Identify each line below containing the string "components" and copy it.
-- Start --
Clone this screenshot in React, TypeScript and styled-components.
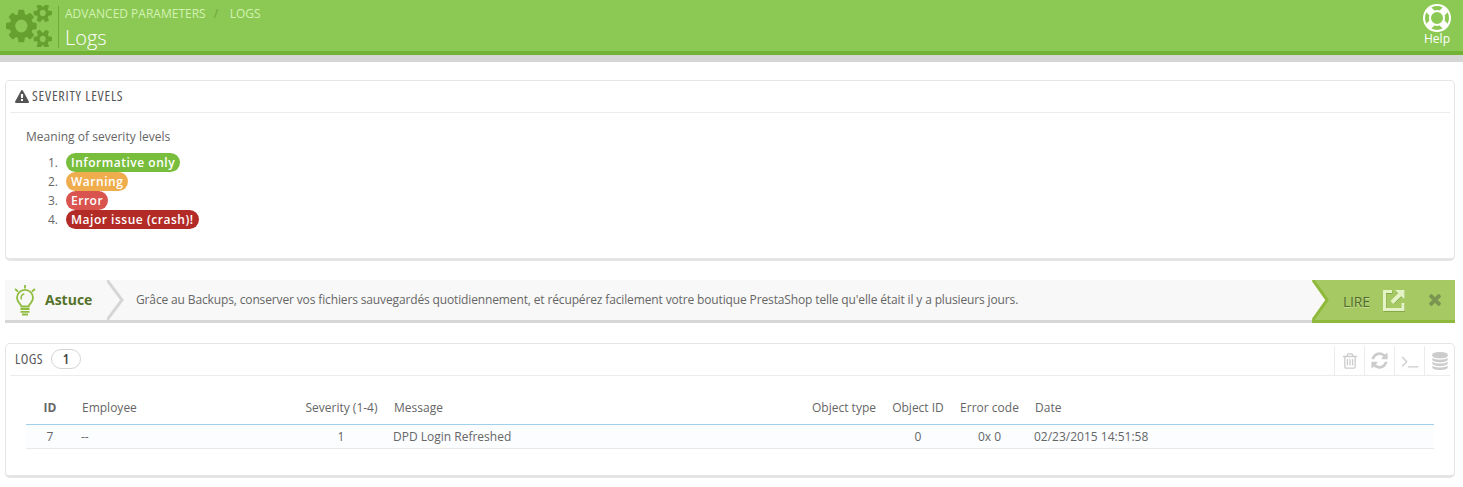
import React from "react";
import styled, { createGlobalStyle } from "styled-components";

const GlobalStyle = createGlobalStyle`
  *, *::before, *::after { box-sizing: border-box; }
  body {
    margin: 0;
    background: #fff;
    color: #666;
    font: 12px/19px "Open Sans", "Liberation Sans", sans-serif;
  }
`;

const COG =
  "M896 960q0-106-75-181t-181-75-181 75-75 181 75 181 181 75 181-75 75-181zm768 512q0-52-38-90t-90-38-90 38-38 90q0 53 37.5 90.5t90.5 37.5 90.5-37.5 37.5-90.5zm0-1024q0-52-38-90t-90-38-90 38-38 90q0 53 37.5 90.5t90.5 37.5 90.5-37.5 37.5-90.5zm-384 421v185q0 10-7 19.5t-16 10.5l-155 24q-11 35-32 76 34 48 90 115 7 11 7 20 0 12-7 19-23 30-82.5 89.5t-78.5 59.5q-11 0-21-7l-115-90q-37 19-77 31-11 108-23 155-7 24-30 24h-186q-11 0-20-7.5t-10-17.5l-23-153q-34-10-75-31l-118 89q-7 7-20 7-11 0-21-8-144-133-144-160 0-9 7-19 10-14 41-53t47-61q-23-44-35-82l-152-24q-10-1-17-9.5t-7-19.5v-185q0-10 7-19.5t16-10.5l155-24q11-35 32-76-34-48-90-115-7-11-7-20 0-12 7-20 22-30 82-89t79-59q11 0 21 7l115 90q34-18 77-32 11-108 23-154 7-24 30-24h186q11 0 20 7.5t10 17.5l23 153q34 10 75 31l118-89q8-7 20-7 11 0 21 8 144 133 144 160 0 8-7 19-12 16-42 54t-45 60q23 48 34 82l152 23q10 2 17 10.5t7 19.5zm640 533v140q0 16-149 31-12 27-30 52 51 113 51 138 0 4-4 7-122 71-124 71-8 0-46-47t-52-68q-20 2-30 2t-30-2q-14 21-52 68t-46 47q-2 0-124-71-4-3-4-7 0-25 51-138-18-25-30-52-149-15-149-31v-140q0-16 149-31 13-29 30-52-51-113-51-138 0-4 4-7 4-2 35-20t59-34 30-16q8 0 46 46.5t52 67.5q20-2 30-2t30 2q51-71 92-112l6-2q4 0 124 70 4 3 4 7 0 25-51 138 17 23 30 52 149 15 149 31zm0-1024v140q0 16-149 31-12 27-30 52 51 113 51 138 0 4-4 7-122 71-124 71-8 0-46-47t-52-68q-20 2-30 2t-30-2q-14 21-52 68t-46 47q-2 0-124-71-4-3-4-7 0-25 51-138-18-25-30-52-149-15-149-31v-140q0-16 149-31 13-29 30-52-51-113-51-138 0-4 4-7 4-2 35-20t59-34 30-16q8 0 46 46.5t52 67.5q20-2 30-2t30 2q51-71 92-112l6-2q4 0 124 70 4 3 4 7 0 25-51 138 17 23 30 52 149 15 149 31z";
const RING =
  "M896 0q182 0 348 71t286 191 191 286 71 348-71 348-191 286-286 191-348 71-348-71-286-191-191-286-71-348 71-348 191-286 286-191 348-71zm0 128q-190 0-361 90l194 194q82-28 167-28t167 28l194-194q-171-90-361-90zm-678 1129l194-194q-28-82-28-167t28-167l-194-194q-90 171-90 361t90 361zm678 407q190 0 361-90l-194-194q-82 28-167 28t-167-28l-194 194q171 90 361 90zm0-384q159 0 271.5-112.5t112.5-271.5-112.5-271.5-271.5-112.5-271.5 112.5-112.5 271.5 112.5 271.5 271.5 112.5zm484-217l194 194q90-171 90-361t-90-361l-194 194q28 82 28 167t-28 167z";
const WARNING =
  "M1024 1375v-190q0-14-9.5-23.5t-22.5-9.5h-192q-13 0-22.5 9.5t-9.5 23.5v190q0 14 9.5 23.5t22.5 9.5h192q13 0 22.5-9.5t9.5-23.5zm-2-374l18-459q0-12-10-19-13-11-24-11h-220q-11 0-24 11-10 7-10 21l17 457q0 10 10 16.5t24 6.5h185q14 0 23.5-6.5t10.5-16.5zm-14-934l768 1408q35 63-2 126-17 29-46.5 46t-63.5 17h-1536q-34 0-63.5-17t-46.5-46q-37-63-2-126l768-1408q17-31 47-49t65-18 65 18 47 49z";
const TRASH =
  "M704 736v576q0 14-9 23t-23 9h-64q-14 0-23-9t-9-23v-576q0-14 9-23t23-9h64q14 0 23 9t9 23zm256 0v576q0 14-9 23t-23 9h-64q-14 0-23-9t-9-23v-576q0-14 9-23t23-9h64q14 0 23 9t9 23zm256 0v576q0 14-9 23t-23 9h-64q-14 0-23-9t-9-23v-576q0-14 9-23t23-9h64q14 0 23 9t9 23zm128 724v-948h-896v948q0 22 7 40.5t14.5 27 10.5 8.5h832q3 0 10.5-8.5t14.5-27 7-40.5zm-672-1076h448l-48-117q-7-9-17-11h-317q-10 2-17 11zm928 32v64q0 14-9 23t-23 9h-96v948q0 83-47 143.5t-113 60.5h-832q-66 0-113-58.5t-47-141.5v-952h-96q-14 0-23-9t-9-23v-64q0-14 9-23t23-9h309l70-167q15-37 54-63t79-26h320q40 0 79 26t54 63l70 167h309q14 0 23 9t9 23z";
const REFRESH =
  "M1639 1056q0 5-1 7-64 268-268 434.5t-478 166.5q-146 0-282.5-55t-243.5-157l-129 129q-19 19-45 19t-45-19-19-45v-448q0-26 19-45t45-19h448q26 0 45 19t19 45-19 45l-137 137q71 66 161 102t187 36q134 0 250-65t186-179q11-17 53-117 8-23 30-23h192q13 0 22.5 9.5t9.5 22.5zm25-800v448q0 26-19 45t-45 19h-448q-26 0-45-19t-19-45 19-45l138-138q-148-137-349-137-134 0-250 65t-186 179q-11 17-53 117-8 23-30 23h-199q-13 0-22.5-9.5t-9.5-22.5v-7q65-268 270-434.5t480-166.5q146 0 284 55.5t245 156.5l130-129q19-19 45-19t45 19 19 45z";
const TERMINAL =
  "M649 983l-466 466q-10 10-23 10t-23-10l-50-50q-10-10-10-23t10-23l393-393-393-393q-10-10-10-23t10-23l50-50q10-10 23-10t23 10l466 466q10 10 10 23t-10 23zm1079 457v64q0 14-9 23t-23 9h-960q-14 0-23-9t-9-23v-64q0-14 9-23t23-9h960q14 0 23 9t9 23z";
const DISK =
  "q237 0 443-43t325-127v170q0 69-103 128t-280 93.5-385 34.5-385-34.5-280-93.5-103-128v-170q119 84 325 127t443 43z";
const DATABASE = `M896 768${DISK}M896 1536${DISK}M896 1152${DISK}M896 0q208 0 385 34.5t280 93.5 103 128v128q0 69-103 128t-280 93.5-385 34.5-385-34.5-280-93.5-103-128v-128q0-69 103-128t280-93.5 385-34.5z`;
const TIMES =
  "M1490 1322q0 40-28 68l-136 136q-28 28-68 28t-68-28l-294-294-294 294q-28 28-68 28t-68-28l-136-136q-28-28-28-68t28-68l294-294-294-294q-28-28-28-68t28-68l136-136q28-28 68-28t68 28l294 294 294-294q28-28 68-28t68 28l136 136q28 28 28 68t-28 68l-294 294 294 294q28 28 28 68z";

type GlyphProps = { d: string; box?: string; w: number; h: number };
const Svg = styled.svg`
  display: block;
  flex: none;
  fill: currentColor;
`;
const Glyph = ({ d, box = "0 0 1792 1792", w, h }: GlyphProps) => (
  <Svg width={w} height={h} viewBox={box} preserveAspectRatio="none">
    <path d={d} />
  </Svg>
);

const Header = styled.header`
  display: flex;
  height: 62px;
  padding: 0 12px 0 6px;
  background: linear-gradient(#8cc954 0 51px, #72b235 51px 55px, #d6d6d6 55px 62px);
  color: #fff;
`;
const SectionIcon = styled.div`
  width: 46px;
  padding-top: 5px;
  color: #66a02f;
`;
const Titles = styled.div`
  flex: 1;
  height: 42px;
  margin: 6px 0 0 6px;
  padding-left: 6px;
  border-left: 1px solid #6daa36;
`;
const Breadcrumb = styled.nav`
  display: flex;
  height: 16px;
  line-height: 16px;
  color: #d3f2b2;
  white-space: pre;
`;
const Slash = styled.span`
  width: 24px;
  padding-left: 8px;
  color: #6ba338;
`;
const Title = styled.h1`
  margin: 2px 0 0;
  font-size: 20px;
  font-weight: 300;
  line-height: 28px;
`;
const Help = styled.div`
  display: flex;
  flex-direction: column;
  align-items: center;
  padding-top: 4px;
  line-height: 14px;
  font-weight: 500;
`;

const Panel = styled.section<{ $h: number; $top: number }>`
  height: ${(p) => p.$h}px;
  margin: ${(p) => p.$top}px 8px 0 5px;
  padding: 0 4px;
  border: 1px solid #e5e5e5;
  border-bottom-width: 3px;
  border-radius: 5px;
`;
const PanelHead = styled.div`
  display: flex;
  align-items: center;
  height: 32px;
  padding-left: 5px;
  border-bottom: 1px solid #ececec;
  color: #555;
`;
const Condensed = styled.h2<{ $w: number; $gap?: number; $spacing: number }>`
  width: ${(p) => p.$w}px;
  margin: 0 0 2px ${(p) => p.$gap ?? 0}px;
  font-size: 14px;
  font-weight: 400;
  font-stretch: 75%;
  letter-spacing: ${(p) => p.$spacing}px;
  line-height: 20px;
  white-space: nowrap;
`;
const Intro = styled.p`
  margin: 14px 0 7px 16px;
  letter-spacing: 0.02px;
`;
const Levels = styled.ol`
  margin: 0 0 0 36px;
  padding: 0;
  list-style: none;
  counter-reset: level;
`;
const Level = styled.li`
  display: flex;
  height: 19px;
  counter-increment: level;
  &::before {
    content: counter(level) ".";
    width: 12px;
    margin-right: 8px;
    text-align: right;
  }
`;
const Badge = styled.span<{ $c: string }>`
  height: 19px;
  padding: 0 5px;
  border-radius: 10px;
  background: ${(p) => p.$c};
  color: #fff;
  font-weight: 600;
  letter-spacing: 0.52px;
`;

const Tip = styled.section`
  display: flex;
  height: 43px;
  margin: 19px 8px 0 5px;
  background: #f8f8f8;
  border-bottom: 3px solid #d6d6d6;
`;
const TipLabel = styled.strong`
  display: flex;
  align-items: center;
  gap: 9px;
  width: 102px;
  padding-left: 9px;
  color: #55732a;
  font-size: 14px;
`;
const TipName = styled.span`
  margin-bottom: 2px;
`;
const TipText = styled.p`
  flex: 1;
  margin: 0 0 0 11px;
  line-height: 40px;
  letter-spacing: -0.137px;
`;
const TipAction = styled.div`
  display: flex;
  align-items: center;
  width: 143px;
  height: 43px;
  background: #a6c964;
  border-bottom: 3px solid #8fb93a;
  color: #51692b;
  font-size: 14px;
`;
const Read = styled.span`
  width: 40px;
  margin-left: 14px;
  padding-top: 3px;
  letter-spacing: -0.2px;
  text-shadow: 0 1px 0 #c9e09a;
`;
const Share = styled.span`
  padding-top: 1px;
`;
const Close = styled.span`
  margin-left: 24px;
  color: #7a9550;
`;

const Count = styled.span`
  width: 30px;
  height: 20px;
  border: 1px solid #d5d5d5;
  border-radius: 10px;
  margin-bottom: 1px;
  color: #444;
  font-size: 14px;
  font-weight: 600;
  font-stretch: 85%;
  line-height: 17px;
  text-align: center;
`;
const Tools = styled.div`
  display: flex;
  align-self: flex-end;
  height: 29px;
  margin-left: auto;
`;
const Tool = styled.div`
  display: flex;
  align-items: center;
  justify-content: center;
  width: 30px;
  border-left: 1px solid #ececec;
  color: #ccc;
  &:last-child { width: 26px; padding-left: 5px; }
`;
const Table = styled.table`
  width: 1408px;
  margin: 16px 0 0 16px;
  border-collapse: separate;
  border-spacing: 0;
  table-layout: fixed;
`;
const Th = styled.th<{ $w: number; $bold?: boolean; $center?: boolean; $indent?: number }>`
  width: ${(p) => p.$w}px;
  height: 33px;
  padding: 0 0 2px ${(p) => p.$indent ?? 0}px;
  border-bottom: 1px solid #a0d0eb;
  font-weight: ${(p) => (p.$bold ? 700 : 400)};
  text-align: ${(p) => (p.$center ? "center" : "left")};
  white-space: nowrap;
`;
const Td = styled.td<{ $center?: boolean }>`
  height: 24px;
  padding: 0;
  background: #fbfdff;
  border-bottom: 1px solid #e6e9ec;
  text-align: ${(p) => (p.$center ? "center" : "left")};
`;

const levels = [
  ["Informative only", "#79bd3c"],
  ["Warning", "#f0ad4e"],
  ["Error", "#d9534f"],
  ["Major issue (crash)!", "#b32b27"],
];

const columns = [
  { label: "ID", value: "7", w: 48, center: true, bold: true },
  { label: "", value: "", w: 7 },
  { label: "Employee", value: "--", w: 216, indent: 1 },
  { label: "Severity (1-4)", value: "1", w: 88, center: true, indent: 1 },
  { label: "", value: "", w: 8 },
  { label: "Message", value: "DPD Login Refreshed", w: 410, indent: 1 },
  { label: "Object type", value: "", w: 81, center: true, indent: 1 },
  { label: "Object ID", value: "0", w: 68, center: true },
  { label: "Error code", value: "0x 0", w: 75, center: true },
  { label: "", value: "", w: 7 },
  { label: "Date", value: "02/23/2015 14:51:58", w: 400, indent: 1 },
];

export default function App() {
  return (
    <>
      <GlobalStyle />
      <Header>
        <SectionIcon>
          <Glyph d={COG} box="0 128 1920 1664" w={46} h={42} />
        </SectionIcon>
        <Titles>
          <Breadcrumb>
            <span>ADVANCED PARAMETERS</span>
            <Slash>/</Slash>
            <span>LOGS</span>
          </Breadcrumb>
          <Title>Logs</Title>
        </Titles>
        <Help>
          <Glyph d={RING} w={28} h={28} />
          Help
        </Help>
      </Header>

      <Panel $top={18} $h={181}>
        <PanelHead>
          <Glyph d={WARNING} w={14} h={14} />
          <Condensed $w={100} $gap={3} $spacing={0.83}>SEVERITY LEVELS</Condensed>
        </PanelHead>
        <Intro>Meaning of severity levels</Intro>
        <Levels>
          {levels.map(([name, color]) => (
            <Level key={name}>
              <Badge $c={color}>{name}</Badge>
            </Level>
          ))}
        </Levels>
      </Panel>

      <Tip>
        <TipLabel>
          <Svg width="22" height="31" viewBox="0 0 22 31">
            <g fill="none" stroke="#8fbc3f" strokeWidth="1.8">
              <path d="M7.3 21.5C7 18.5 3 17.5 3 12.8a8 8 0 0 1 16 0c0 4.700-4 5.700-4.300 8.700z" />
              <path d="M7.500 14.500c-1.200-2.500.2-5.200 2.800-5.800" strokeWidth="1.400" />
              <path d="M11 0v3.500M1 4l3 2.500M21 4l-3 2.500M6.500 24h9M6.500 26.800h9M8 29.500h6" />
            </g>
          </Svg>
          <TipName>Astuce</TipName>
        </TipLabel>
        <Svg width="18" height="40" viewBox="0 0 18 40">
          <path d="M0 0L15 20L0 40" fill="none" stroke="#d6d6d6" strokeWidth="3" />
        </Svg>
        <TipText>
          Grâce au Backups, conserver vos fichiers sauvegardés quotidiennement, et récupérez
          facilement votre boutique PrestaShop telle qu'elle était il y a plusieurs jours.
        </TipText>
        <TipAction>
          <Svg width="17" height="40" viewBox="0 0 17 40">
            <path d="M0 0L14 20L0 40z" fill="#f8f8f8" />
            <path d="M1 0L15 20L1 40" fill="none" stroke="#8fb93a" strokeWidth="3" />
          </Svg>
          <Read>LIRE</Read>
          <Share>
            <Svg width="22" height="22" viewBox="0 0 22 22">
              <g fill="none" stroke="#86a84b" strokeWidth="3" transform="translate(.5 1)">
                <path d="M9 1.500H1.500V19.500H20V13M10 12L17 5" />
                <path d="M12 0h9v9z" fill="#86a84b" stroke="none" />
              </g>
              <g fill="none" stroke="#e4f3c6" strokeWidth="3">
                <path d="M9 1.500H1.500V19.500H20V13" />
                <path d="M9 12.500L17 4.500" strokeWidth="4" />
                <path d="M12 0h9.500v9.500z" fill="#e4f3c6" stroke="none" />
              </g>
            </Svg>
          </Share>
          <Close>
            <Glyph d={TIMES} box="302 366 1188 1188" w={12} h={12} />
          </Close>
        </TipAction>
      </Tip>

      <Panel $top={20} $h={135}>
        <PanelHead>
          <Condensed $w={36} $spacing={0.5}>LOGS</Condensed>
          <Count>1</Count>
          <Tools>
            <Tool><Glyph d={TRASH} w={18} h={18} /></Tool>
            <Tool><Glyph d={REFRESH} w={19} h={19} /></Tool>
            <Tool><Glyph d={TERMINAL} w={18} h={18} /></Tool>
            <Tool><Glyph d={DATABASE} w={18} h={18} /></Tool>
          </Tools>
        </PanelHead>
        <Table>
          <thead>
            <tr>
              {columns.map((c, i) => (
                <Th key={i} $w={c.w} $bold={c.bold} $center={c.center} $indent={c.indent}>{c.label}</Th>
              ))}
            </tr>
          </thead>
          <tbody>
            <tr>
              {columns.map((c, i) => (
                <Td key={i} $center={c.center}>{c.value}</Td>
              ))}
            </tr>
          </tbody>
        </Table>
      </Panel>
    </>
  );
}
-- End --
Problem solution ->
Clone this screenshot in React, TypeScript and styled-components.
import styled, { createGlobalStyle } from "styled-components";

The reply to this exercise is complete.